Given problem:
Omit every picture and return the rest of the data unaltered.
— begin —
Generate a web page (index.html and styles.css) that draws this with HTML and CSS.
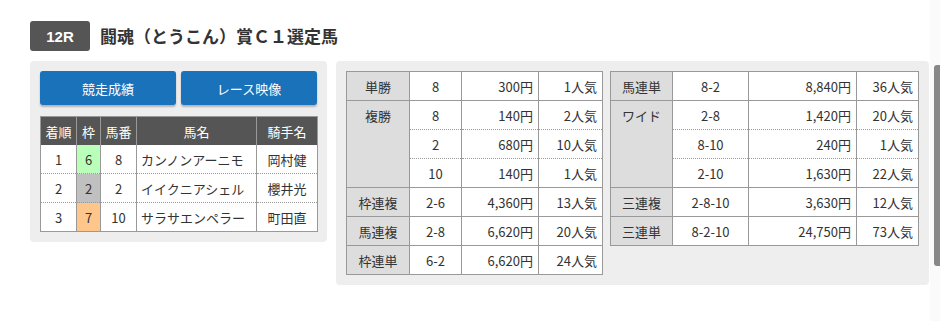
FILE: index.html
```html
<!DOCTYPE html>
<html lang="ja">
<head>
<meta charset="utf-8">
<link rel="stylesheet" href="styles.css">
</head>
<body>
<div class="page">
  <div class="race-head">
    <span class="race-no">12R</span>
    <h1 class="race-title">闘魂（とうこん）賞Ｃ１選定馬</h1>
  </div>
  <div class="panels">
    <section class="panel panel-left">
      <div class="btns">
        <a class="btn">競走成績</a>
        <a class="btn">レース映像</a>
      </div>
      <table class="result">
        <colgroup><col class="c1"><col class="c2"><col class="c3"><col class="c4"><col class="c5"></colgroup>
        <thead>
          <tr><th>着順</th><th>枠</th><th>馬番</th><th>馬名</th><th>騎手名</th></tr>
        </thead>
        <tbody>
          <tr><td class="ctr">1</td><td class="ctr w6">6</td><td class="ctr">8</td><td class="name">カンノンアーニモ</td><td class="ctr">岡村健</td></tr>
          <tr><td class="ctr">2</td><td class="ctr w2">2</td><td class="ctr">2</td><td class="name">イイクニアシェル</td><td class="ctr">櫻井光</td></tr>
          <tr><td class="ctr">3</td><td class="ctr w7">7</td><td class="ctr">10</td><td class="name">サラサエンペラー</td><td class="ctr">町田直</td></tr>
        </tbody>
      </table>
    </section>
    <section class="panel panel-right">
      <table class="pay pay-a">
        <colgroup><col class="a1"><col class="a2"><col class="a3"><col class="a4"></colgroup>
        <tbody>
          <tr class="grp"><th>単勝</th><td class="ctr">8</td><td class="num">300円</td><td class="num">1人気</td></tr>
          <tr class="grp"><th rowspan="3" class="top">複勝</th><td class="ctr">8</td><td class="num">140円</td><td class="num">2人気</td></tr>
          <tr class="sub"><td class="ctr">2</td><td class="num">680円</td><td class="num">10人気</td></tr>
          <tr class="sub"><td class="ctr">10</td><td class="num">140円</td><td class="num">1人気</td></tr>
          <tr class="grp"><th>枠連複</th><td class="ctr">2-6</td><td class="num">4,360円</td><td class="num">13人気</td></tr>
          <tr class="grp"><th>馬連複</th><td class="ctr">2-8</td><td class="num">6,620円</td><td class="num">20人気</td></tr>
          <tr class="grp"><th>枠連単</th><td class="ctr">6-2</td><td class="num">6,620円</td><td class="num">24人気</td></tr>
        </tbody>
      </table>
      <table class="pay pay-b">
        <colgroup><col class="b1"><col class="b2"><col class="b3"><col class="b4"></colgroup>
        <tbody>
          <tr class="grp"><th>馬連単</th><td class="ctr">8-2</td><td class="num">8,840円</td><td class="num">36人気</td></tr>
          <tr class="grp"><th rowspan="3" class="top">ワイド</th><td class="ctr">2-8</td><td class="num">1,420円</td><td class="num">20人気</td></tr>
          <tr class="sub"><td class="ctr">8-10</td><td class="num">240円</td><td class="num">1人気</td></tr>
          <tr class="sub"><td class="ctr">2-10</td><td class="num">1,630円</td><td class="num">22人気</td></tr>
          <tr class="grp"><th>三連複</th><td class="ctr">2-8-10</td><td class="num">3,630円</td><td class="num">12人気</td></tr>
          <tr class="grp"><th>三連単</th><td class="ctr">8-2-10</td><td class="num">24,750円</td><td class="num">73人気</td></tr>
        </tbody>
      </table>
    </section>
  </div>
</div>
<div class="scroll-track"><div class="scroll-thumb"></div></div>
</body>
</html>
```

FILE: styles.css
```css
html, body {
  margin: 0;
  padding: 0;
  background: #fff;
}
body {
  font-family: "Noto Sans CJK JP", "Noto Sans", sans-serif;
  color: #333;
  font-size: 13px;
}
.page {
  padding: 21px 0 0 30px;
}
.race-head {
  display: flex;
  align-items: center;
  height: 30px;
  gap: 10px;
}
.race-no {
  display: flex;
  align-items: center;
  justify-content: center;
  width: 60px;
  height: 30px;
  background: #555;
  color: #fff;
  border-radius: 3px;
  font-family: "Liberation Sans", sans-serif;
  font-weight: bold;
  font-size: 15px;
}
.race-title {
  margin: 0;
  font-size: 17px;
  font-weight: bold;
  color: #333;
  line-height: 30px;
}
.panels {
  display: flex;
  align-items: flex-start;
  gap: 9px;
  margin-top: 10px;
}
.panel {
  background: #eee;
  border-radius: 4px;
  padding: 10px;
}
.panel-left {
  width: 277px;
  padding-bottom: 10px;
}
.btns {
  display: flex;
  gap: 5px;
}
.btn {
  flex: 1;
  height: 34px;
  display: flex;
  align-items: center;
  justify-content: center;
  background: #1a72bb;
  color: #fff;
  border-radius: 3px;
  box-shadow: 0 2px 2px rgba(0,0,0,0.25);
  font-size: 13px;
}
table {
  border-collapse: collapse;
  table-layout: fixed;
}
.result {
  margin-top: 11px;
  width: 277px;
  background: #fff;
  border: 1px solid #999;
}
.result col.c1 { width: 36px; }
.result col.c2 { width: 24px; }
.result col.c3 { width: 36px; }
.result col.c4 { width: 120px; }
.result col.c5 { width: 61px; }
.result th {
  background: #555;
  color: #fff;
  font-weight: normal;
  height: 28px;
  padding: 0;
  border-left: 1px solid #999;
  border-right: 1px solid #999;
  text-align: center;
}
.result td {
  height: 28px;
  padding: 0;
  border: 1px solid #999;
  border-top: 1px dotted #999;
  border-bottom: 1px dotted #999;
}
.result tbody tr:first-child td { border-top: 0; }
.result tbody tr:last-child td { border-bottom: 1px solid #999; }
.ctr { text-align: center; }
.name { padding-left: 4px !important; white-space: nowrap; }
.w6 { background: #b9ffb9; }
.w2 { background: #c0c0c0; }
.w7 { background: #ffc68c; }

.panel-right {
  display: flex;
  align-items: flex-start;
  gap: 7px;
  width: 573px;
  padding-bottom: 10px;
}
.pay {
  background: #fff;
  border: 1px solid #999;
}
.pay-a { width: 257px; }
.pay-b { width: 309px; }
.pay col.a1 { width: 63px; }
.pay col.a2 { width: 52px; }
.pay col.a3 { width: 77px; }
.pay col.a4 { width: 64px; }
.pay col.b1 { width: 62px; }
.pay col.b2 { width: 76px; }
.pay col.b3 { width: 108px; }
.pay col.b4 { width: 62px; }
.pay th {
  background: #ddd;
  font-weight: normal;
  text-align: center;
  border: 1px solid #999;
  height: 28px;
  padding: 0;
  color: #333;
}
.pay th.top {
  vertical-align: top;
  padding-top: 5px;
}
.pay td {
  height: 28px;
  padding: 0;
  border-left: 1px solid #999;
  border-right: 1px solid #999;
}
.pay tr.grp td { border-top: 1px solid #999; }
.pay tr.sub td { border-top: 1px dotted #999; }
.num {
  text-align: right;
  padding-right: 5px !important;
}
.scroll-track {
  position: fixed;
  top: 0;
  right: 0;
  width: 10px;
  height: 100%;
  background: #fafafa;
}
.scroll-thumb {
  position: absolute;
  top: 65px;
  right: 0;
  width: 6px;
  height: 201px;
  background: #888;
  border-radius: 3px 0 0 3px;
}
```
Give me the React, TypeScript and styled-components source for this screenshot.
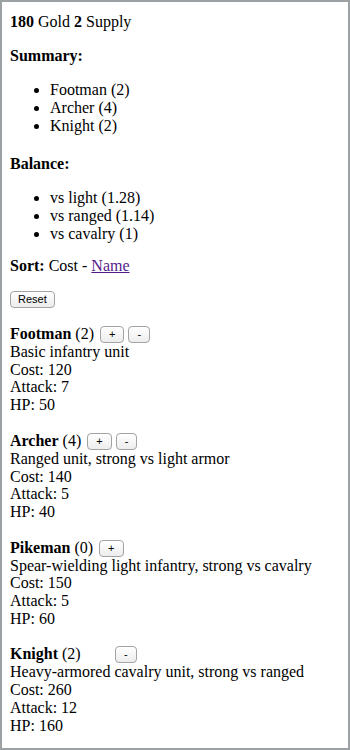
— end —
Task answer:
Generate a web page (index.html and styles.css) that draws this with HTML and CSS.
FILE: index.html
```html
<!DOCTYPE html>
<html lang="ja">
<head>
<meta charset="utf-8">
<link rel="stylesheet" href="styles.css">
</head>
<body>
<div class="page">
  <div class="race-head">
    <span class="race-no">12R</span>
    <h1 class="race-title">闘魂（とうこん）賞Ｃ１選定馬</h1>
  </div>
  <div class="panels">
    <section class="panel panel-left">
      <div class="btns">
        <a class="btn">競走成績</a>
        <a class="btn">レース映像</a>
      </div>
      <table class="result">
        <colgroup><col class="c1"><col class="c2"><col class="c3"><col class="c4"><col class="c5"></colgroup>
        <thead>
          <tr><th>着順</th><th>枠</th><th>馬番</th><th>馬名</th><th>騎手名</th></tr>
        </thead>
        <tbody>
          <tr><td class="ctr">1</td><td class="ctr w6">6</td><td class="ctr">8</td><td class="name">カンノンアーニモ</td><td class="ctr">岡村健</td></tr>
          <tr><td class="ctr">2</td><td class="ctr w2">2</td><td class="ctr">2</td><td class="name">イイクニアシェル</td><td class="ctr">櫻井光</td></tr>
          <tr><td class="ctr">3</td><td class="ctr w7">7</td><td class="ctr">10</td><td class="name">サラサエンペラー</td><td class="ctr">町田直</td></tr>
        </tbody>
      </table>
    </section>
    <section class="panel panel-right">
      <table class="pay pay-a">
        <colgroup><col class="a1"><col class="a2"><col class="a3"><col class="a4"></colgroup>
        <tbody>
          <tr class="grp"><th>単勝</th><td class="ctr">8</td><td class="num">300円</td><td class="num">1人気</td></tr>
          <tr class="grp"><th rowspan="3" class="top">複勝</th><td class="ctr">8</td><td class="num">140円</td><td class="num">2人気</td></tr>
          <tr class="sub"><td class="ctr">2</td><td class="num">680円</td><td class="num">10人気</td></tr>
          <tr class="sub"><td class="ctr">10</td><td class="num">140円</td><td class="num">1人気</td></tr>
          <tr class="grp"><th>枠連複</th><td class="ctr">2-6</td><td class="num">4,360円</td><td class="num">13人気</td></tr>
          <tr class="grp"><th>馬連複</th><td class="ctr">2-8</td><td class="num">6,620円</td><td class="num">20人気</td></tr>
          <tr class="grp"><th>枠連単</th><td class="ctr">6-2</td><td class="num">6,620円</td><td class="num">24人気</td></tr>
        </tbody>
      </table>
      <table class="pay pay-b">
        <colgroup><col class="b1"><col class="b2"><col class="b3"><col class="b4"></colgroup>
        <tbody>
          <tr class="grp"><th>馬連単</th><td class="ctr">8-2</td><td class="num">8,840円</td><td class="num">36人気</td></tr>
          <tr class="grp"><th rowspan="3" class="top">ワイド</th><td class="ctr">2-8</td><td class="num">1,420円</td><td class="num">20人気</td></tr>
          <tr class="sub"><td class="ctr">8-10</td><td class="num">240円</td><td class="num">1人気</td></tr>
          <tr class="sub"><td class="ctr">2-10</td><td class="num">1,630円</td><td class="num">22人気</td></tr>
          <tr class="grp"><th>三連複</th><td class="ctr">2-8-10</td><td class="num">3,630円</td><td class="num">12人気</td></tr>
          <tr class="grp"><th>三連単</th><td class="ctr">8-2-10</td><td class="num">24,750円</td><td class="num">73人気</td></tr>
        </tbody>
      </table>
    </section>
  </div>
</div>
<div class="scroll-track"><div class="scroll-thumb"></div></div>
</body>
</html>
```

FILE: styles.css
```css
html, body {
  margin: 0;
  padding: 0;
  background: #fff;
}
body {
  font-family: "Noto Sans CJK JP", "Noto Sans", sans-serif;
  color: #333;
  font-size: 13px;
}
.page {
  padding: 21px 0 0 30px;
}
.race-head {
  display: flex;
  align-items: center;
  height: 30px;
  gap: 10px;
}
.race-no {
  display: flex;
  align-items: center;
  justify-content: center;
  width: 60px;
  height: 30px;
  background: #555;
  color: #fff;
  border-radius: 3px;
  font-family: "Liberation Sans", sans-serif;
  font-weight: bold;
  font-size: 15px;
}
.race-title {
  margin: 0;
  font-size: 17px;
  font-weight: bold;
  color: #333;
  line-height: 30px;
}
.panels {
  display: flex;
  align-items: flex-start;
  gap: 9px;
  margin-top: 10px;
}
.panel {
  background: #eee;
  border-radius: 4px;
  padding: 10px;
}
.panel-left {
  width: 277px;
  padding-bottom: 10px;
}
.btns {
  display: flex;
  gap: 5px;
}
.btn {
  flex: 1;
  height: 34px;
  display: flex;
  align-items: center;
  justify-content: center;
  background: #1a72bb;
  color: #fff;
  border-radius: 3px;
  box-shadow: 0 2px 2px rgba(0,0,0,0.25);
  font-size: 13px;
}
table {
  border-collapse: collapse;
  table-layout: fixed;
}
.result {
  margin-top: 11px;
  width: 277px;
  background: #fff;
  border: 1px solid #999;
}
.result col.c1 { width: 36px; }
.result col.c2 { width: 24px; }
.result col.c3 { width: 36px; }
.result col.c4 { width: 120px; }
.result col.c5 { width: 61px; }
.result th {
  background: #555;
  color: #fff;
  font-weight: normal;
  height: 28px;
  padding: 0;
  border-left: 1px solid #999;
  border-right: 1px solid #999;
  text-align: center;
}
.result td {
  height: 28px;
  padding: 0;
  border: 1px solid #999;
  border-top: 1px dotted #999;
  border-bottom: 1px dotted #999;
}
.result tbody tr:first-child td { border-top: 0; }
.result tbody tr:last-child td { border-bottom: 1px solid #999; }
.ctr { text-align: center; }
.name { padding-left: 4px !important; white-space: nowrap; }
.w6 { background: #b9ffb9; }
.w2 { background: #c0c0c0; }
.w7 { background: #ffc68c; }

.panel-right {
  display: flex;
  align-items: flex-start;
  gap: 7px;
  width: 573px;
  padding-bottom: 10px;
}
.pay {
  background: #fff;
  border: 1px solid #999;
}
.pay-a { width: 257px; }
.pay-b { width: 309px; }
.pay col.a1 { width: 63px; }
.pay col.a2 { width: 52px; }
.pay col.a3 { width: 77px; }
.pay col.a4 { width: 64px; }
.pay col.b1 { width: 62px; }
.pay col.b2 { width: 76px; }
.pay col.b3 { width: 108px; }
.pay col.b4 { width: 62px; }
.pay th {
  background: #ddd;
  font-weight: normal;
  text-align: center;
  border: 1px solid #999;
  height: 28px;
  padding: 0;
  color: #333;
}
.pay th.top {
  vertical-align: top;
  padding-top: 5px;
}
.pay td {
  height: 28px;
  padding: 0;
  border-left: 1px solid #999;
  border-right: 1px solid #999;
}
.pay tr.grp td { border-top: 1px solid #999; }
.pay tr.sub td { border-top: 1px dotted #999; }
.num {
  text-align: right;
  padding-right: 5px !important;
}
.scroll-track {
  position: fixed;
  top: 0;
  right: 0;
  width: 10px;
  height: 100%;
  background: #fafafa;
}
.scroll-thumb {
  position: absolute;
  top: 65px;
  right: 0;
  width: 6px;
  height: 201px;
  background: #888;
  border-radius: 3px 0 0 3px;
}
```
Give me the React, TypeScript and styled-components source for this screenshot.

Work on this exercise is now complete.